Red Sapphire Now Available in Paperback
- Matthew Kerns
- Sep 3
- 2 min read
Yesterday marked the paperback release of Julia Bricklin’s Red Sapphire: The Woman Who Beat the Blacklist.

I read this book when it first came out in hardcover, and it floored me. Hannah Weinstein’s story is the kind that sneaks up on you; you think you’re cracking open a mid-century Hollywood tale, but before long you’re waist-deep in Cold War paranoia, political backroom deals, and one woman’s sheer refusal to back down.
Weinstein wasn’t supposed to be the hero of this story. She was a single mother and a political organizer, a woman trying to break into television at a time when doing so wasn’t just difficult but closer to impossible. Against all odds and an array of nigh-insurmountable obstacles, she built Sapphire Films in England, hired blacklisted American writers when no one else would, and turned out shows like The Adventures of Robin Hood that slipped socio-political commentary past censors with a wink and a swordfight.

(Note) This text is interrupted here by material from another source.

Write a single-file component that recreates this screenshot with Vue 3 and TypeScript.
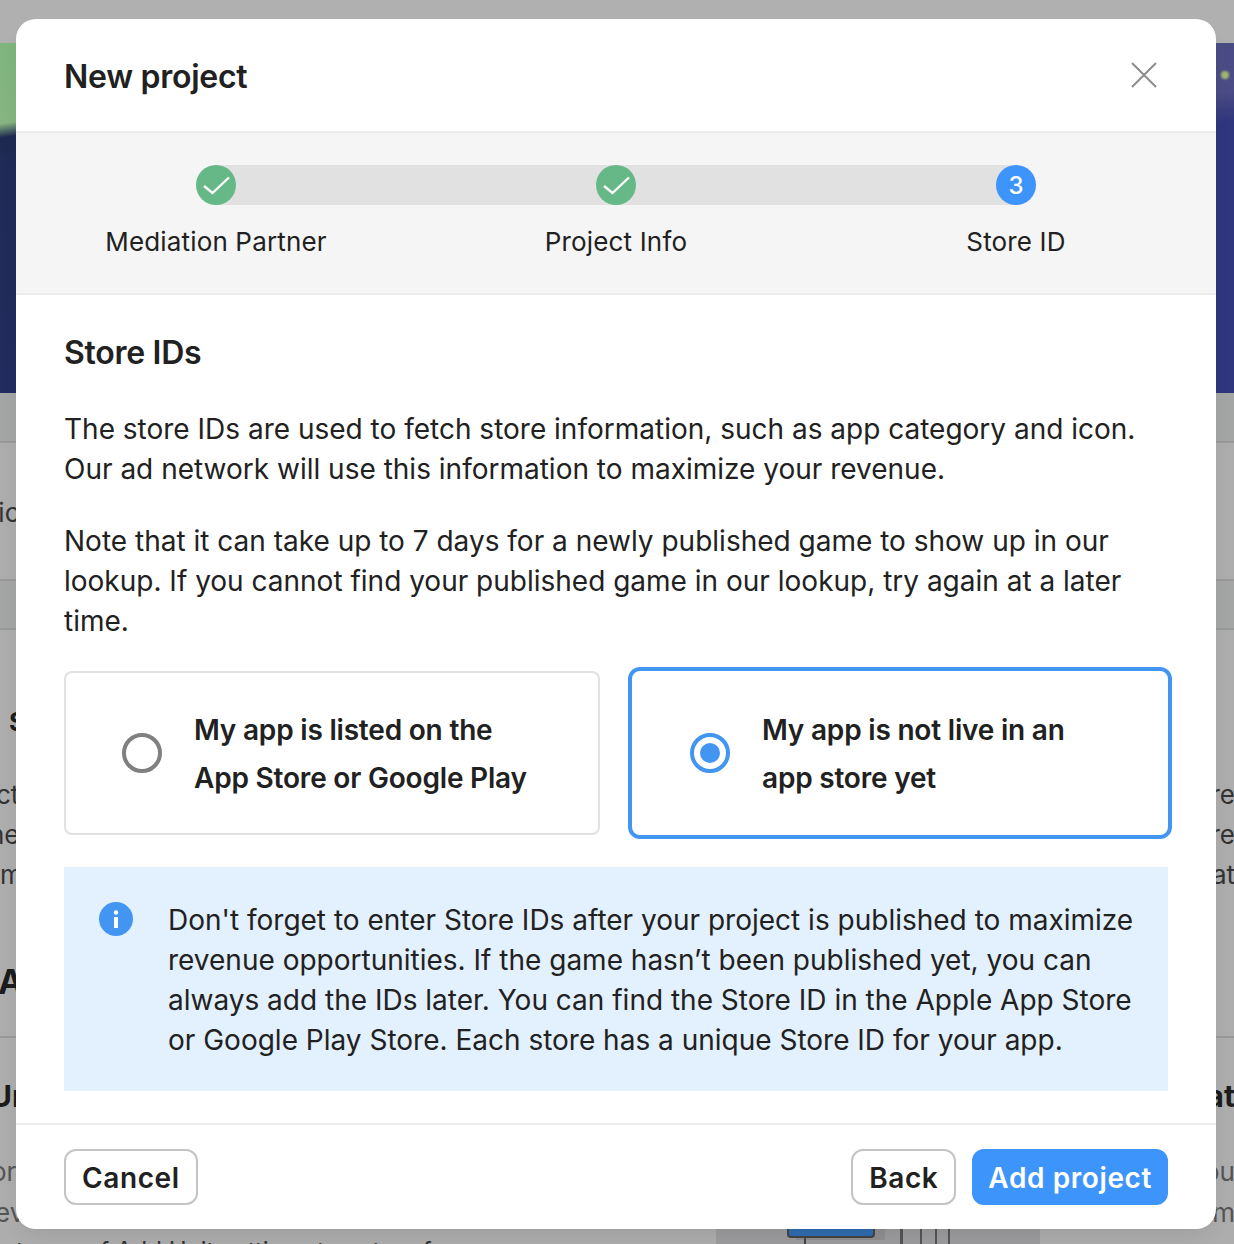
<script setup lang="ts">
interface Step { label: string; done: boolean; num: number }
const steps: Step[] = [
  { label: 'Mediation Partner', done: true, num: 1 },
  { label: 'Project Info', done: true, num: 2 },
  { label: 'Store ID', done: false, num: 3 },
]
</script>

<template>
  <div class="page">
    <div class="backdrop">
      <div class="top-gap"></div>
      <div class="hero"><i class="hero-glow"></i><i class="hero-dot"></i></div>
      <div class="band"></div>
      <div class="row-tall"><span class="frag">uic</span></div>
      <div class="band second-band"></div>
      <div class="content">
        <div class="sides h-s"><b class="head-frag s-frag">S</b></div>
        <div class="sides l1"><span class="ct">ct</span><span>re</span></div>
        <div class="sides l2"><span class="he">he</span><span>re</span></div>
        <div class="sides l2"><span>m</span><span>at</span></div>
        <div class="sides h-a"><b class="head-a">A</b></div>
        <div class="rule"></div>
        <div class="sides h-u"><b class="head-frag ur">Ur</b><b class="head-frag">at</b></div>
        <div class="sides l3"><span class="or">or</span><span>ou</span></div>
        <div class="sides l2 l4"><span class="ev">ev</span><span>m</span></div>
        <div class="bottom-line">
          <span class="bottom-text">types of Add Unit settings to set up for your</span>
          <div class="art">
            <i class="art-shadow"></i>
            <i class="art-blue"></i>
            <i class="art-stem"></i>
            <i class="art-bar b1"></i>
            <i class="art-bar b2"></i>
            <i class="art-bar b3"></i>
            <i class="art-bar b4"></i>
          </div>
        </div>
      </div>
    </div>

    <div class="modal">
      <header class="modal-head">
        <h1>New project</h1>
        <svg class="close" width="28" height="28" viewBox="0 0 28 28" fill="none">
          <path d="M2 2L26 26M26 2L2 26" stroke="#8c8c8c" stroke-width="2" />
        </svg>
      </header>

      <section class="stepper">
        <div class="track">
          <div class="line"></div>
          <div v-for="s in steps" :key="s.label" class="step">
            <div class="dot" :class="{ done: s.done }">
              <svg v-if="s.done" width="40" height="40" viewBox="0 0 40 40" fill="none">
                <path d="M8 21L16.5 28L33 12.5" stroke="#fff" stroke-width="2.4" />
              </svg>
              <span v-else>{{ s.num }}</span>
            </div>
            <div class="step-label">{{ s.label }}</div>
          </div>
        </div>
      </section>

      <main class="body">
        <h2>Store IDs</h2>
        <p class="copy first">The store IDs are used to fetch store information, such as app category and icon.<br />Our ad network will use this information to maximize your revenue.</p>
        <p class="copy second">Note that it can take up to 7 days for a newly published game to show up in our<br />lookup. If you cannot find your published game in our lookup, try again at a later<br />time.</p>

        <div class="choices">
          <div class="choice">
            <span class="radio"></span>
            <span class="choice-text">My app is listed on the<br />App Store or Google Play</span>
          </div>
          <div class="choice active">
            <span class="radio on"><i></i></span>
            <span class="choice-text">My app is not live in an<br />app store yet</span>
          </div>
        </div>

        <div class="notice">
          <svg class="info" width="34" height="34" viewBox="0 0 34 34">
            <circle cx="17" cy="17" r="17" fill="#4295f0" />
            <circle cx="17" cy="10.5" r="2.2" fill="#fff" />
            <rect x="15" y="15" width="4" height="11" fill="#fff" />
          </svg>
          <p>Don't forget to enter Store IDs after your project is published to maximize<br />revenue opportunities. If the game hasn’t been published yet, you can<br />always add the IDs later. You can find the Store ID in the Apple App Store<br />or Google Play Store. Each store has a unique Store ID for your app.</p>
        </div>
      </main>

      <footer class="foot">
        <button class="btn">Cancel</button>
        <div class="foot-right">
          <button class="btn back">Back</button>
          <button class="btn primary">Add project</button>
        </div>
      </footer>
    </div>
  </div>
</template>

<style>
html, body { margin: 0; background: #adadad; }
</style>

<style scoped>
* { box-sizing: border-box; }
.page {
  position: relative;
  width: 1234px;
  height: 1244px;
  overflow: hidden;
  font-family: Inter, "Liberation Sans", sans-serif;
  color: #212121;
}
.backdrop { height: 1244px; background: #adadad; overflow: hidden; color: #2a2a2a; }
.top-gap { height: 43px; background: #b0b0b0; }
.hero {
  position: relative;
  height: 350px;
  overflow: hidden;
  background: linear-gradient(180deg, #1f2a52 0%, #222c5f 100%);
}
.hero::after {
  content: "";
  position: absolute;
  inset: 0 0 0 auto;
  width: 20px;
  background: linear-gradient(174deg, #4b4c85 0, #4b4c85 50px, #30367d 80px, #30367d 100%);
}
.hero-glow {
  position: absolute;
  left: 0;
  top: 0;
  width: 16px;
  height: 110px;
  background: linear-gradient(172deg, #7fb57d 0, #86b580 80px, #1f2a52 94px);
}
.hero-dot {
  position: absolute;
  z-index: 1;
  left: 1221px;
  top: 28px;
  width: 8px;
  height: 8px;
  border-radius: 50%;
  background: #9fb86b;
  filter: blur(1px);
}
.band { height: 50px; background: #a4a5a5; border-bottom: 2px solid #989898; }
.second-band { height: 51px; border-top: 2px solid #989898; }
.row-tall { height: 136px; padding-top: 54px; font-size: 26px; line-height: 32px; }
.frag { margin-left: -17px; display: block; color: #333; }
.content { display: flex; flex-direction: column; }
.sides { display: flex; justify-content: space-between; font-size: 26px; line-height: 40px; color: #333; }
.sides > :last-child { margin-right: -1px; }
.h-s { margin-top: 72px; }
.head-frag { font-weight: 700; color: #1c1c1c; }
.s-frag { margin-left: 9px; }
.l1 { margin-top: 33px; }
.ct { margin-left: -4px; }
.he { margin-left: -11px; }
.h-a { margin-top: 67px; font-size: 34px; }
.head-a { font-weight: 700; color: #1c1c1c; margin-left: -2px; }
.rule { margin-top: 34px; height: 2px; background: #989898; }
.h-u { margin-top: 38px; font-size: 30px; }
.ur { margin-left: -10px; }
.l3 { margin-top: 36px; color: #555; }
.or { margin-left: -9px; }
.l4 { margin-top: 1px; color: #555; }
.ev { margin-left: -5px; }
.bottom-line { position: relative; height: 30px; margin-top: 3px; font-size: 24px; line-height: 30px; color: #333; }
.bottom-text { margin-left: 16px; white-space: nowrap; }
.art { position: absolute; left: 716px; top: -8px; width: 324px; height: 23px; background: #9c9c9e; }
.art-shadow { position: absolute; left: 80px; top: 0; width: 89px; height: 12px; background: #8f8f90; }
.art-blue { position: absolute; left: 71px; top: 0; width: 88px; height: 10px; background: #2f6db0; border: 2px solid #444; border-top: 0; border-radius: 0 0 4px 4px; }
.art-stem { position: absolute; left: 88px; top: 10px; width: 2px; height: 13px; background: #444; }
.art-bar { position: absolute; top: 0; width: 2px; height: 23px; background: #555; }
.b1 { left: 184px; width: 3px; }
.b2 { left: 204px; }
.b3 { left: 219px; }
.b4 { left: 232px; }

.modal {
  position: absolute;
  left: 16px;
  top: 19px;
  width: 1200px;
  height: 1210px;
  background: #fff;
  border-radius: 20px;
  display: flex;
  flex-direction: column;
  overflow: hidden;
  box-shadow: 0 12px 24px -8px rgba(0, 0, 0, 0.1);
}
.modal-head {
  height: 114px;
  flex: none;
  padding: 4px 48px 0;
  display: flex;
  align-items: center;
  justify-content: space-between;
  border-bottom: 2px solid #ececec;
}
.modal-head h1 { margin: 0; font-size: 32px; font-weight: 600; line-height: 40px; letter-spacing: -0.28px; }
.close { margin-right: 10px; margin-top: -4px; }
.stepper {
  height: 162px;
  flex: none;
  background: #f5f5f5;
  border-bottom: 2px solid #ececec;
  padding-top: 32px;
}
.track { position: relative; display: grid; grid-template-columns: repeat(3, 400px); }
.line { position: absolute; left: 200px; width: 800px; top: 0; height: 40px; background: #e1e1e1; }
.step { position: relative; display: flex; flex-direction: column; align-items: center; }
.dot {
  width: 40px;
  height: 40px;
  border-radius: 50%;
  background: #3d94fa;
  color: #fff;
  display: flex;
  align-items: center;
  justify-content: center;
  font-size: 24px;
  font-weight: 500;
}
.dot.done { background: #66b986; }
.step-label { margin-top: 21px; font-size: 26px; line-height: 32px; font-weight: 400; letter-spacing: 0.15px; white-space: nowrap; }
.body { flex: 1; padding: 0 48px; }
.body h2 { margin: 38px 0 0; font-size: 32px; line-height: 40px; font-weight: 600; letter-spacing: -0.28px; }
.copy { margin: 0; font-size: 28px; line-height: 40px; white-space: nowrap; }
.first { margin-top: 36px; }
.second { margin-top: 32px; }
.choices { display: flex; justify-content: space-between; align-items: center; width: 1108px; margin-top: 26px; }
.choice {
  width: 536px;
  height: 164px;
  border: 2px solid #e1e1e1;
  border-radius: 8px;
  display: flex;
  align-items: center;
  padding-left: 56px;
  gap: 32px;
}
.choice.active { width: 544px; height: 172px; border: 4px solid #4295f0; border-radius: 12px; padding-left: 58px; }
.radio {
  width: 40px;
  height: 40px;
  flex: none;
  border: 4px solid #808080;
  border-radius: 50%;
  display: flex;
  align-items: center;
  justify-content: center;
}
.radio.on { border-color: #4295f0; }
.radio.on i { width: 20px; height: 20px; border-radius: 50%; background: #4295f0; }
.choice-text { padding-top: 2px; font-size: 28px; line-height: 48px; font-weight: 600; white-space: nowrap; letter-spacing: -0.2px; }
.notice {
  margin-top: 28px;
  width: 1104px;
  height: 224px;
  background: #e3f0fd;
  padding: 33px 32px 0 35px;
  display: flex;
  gap: 35px;
}
.info { flex: none; margin-top: 2px; }
.notice p { margin: 0; font-size: 28px; line-height: 40px; white-space: nowrap; }
.foot {
  height: 106px;
  flex: none;
  border-top: 2px solid #ececec;
  padding: 24px 48px 0;
  display: flex;
  justify-content: space-between;
  align-items: flex-start;
}
.foot-right { display: flex; gap: 16px; }
.btn {
  height: 56px;
  padding: 2px 16px 0;
  border: 2px solid #c4c4c4;
  border-radius: 12px;
  background: #fff;
  color: #212121;
  font: 600 28px/32px Inter, "Liberation Sans", sans-serif;
  letter-spacing: 0.6px;
}
.btn.primary { padding: 2px 14px 0; background: #3d94fa; border-color: #3d94fa; color: #fff; }
</style>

Julia Bricklin tells it with the pacing of a thriller and the depth of a historian who has done the hard digging. She draws from declassified files and interviews, weaving them into a narrative that makes Weinstein feel alive on the page, at once fierce, funny, strategic, and unwilling to play by rules written to keep her small.
If you missed it the first time around, don’t sleep on this paperback release. It is one of those rare biographies that manages to be about much more than the details of a single life, since it speaks to the whole messy intersection of art, politics, and conscience.
Red Sapphire proves that even in the darkest stretches of the McCarthy era there were people willing to bet their careers and sometimes even their safety on doing the right thing.
Get the book. Meet Hannah Weinstein. You’ll be glad you did.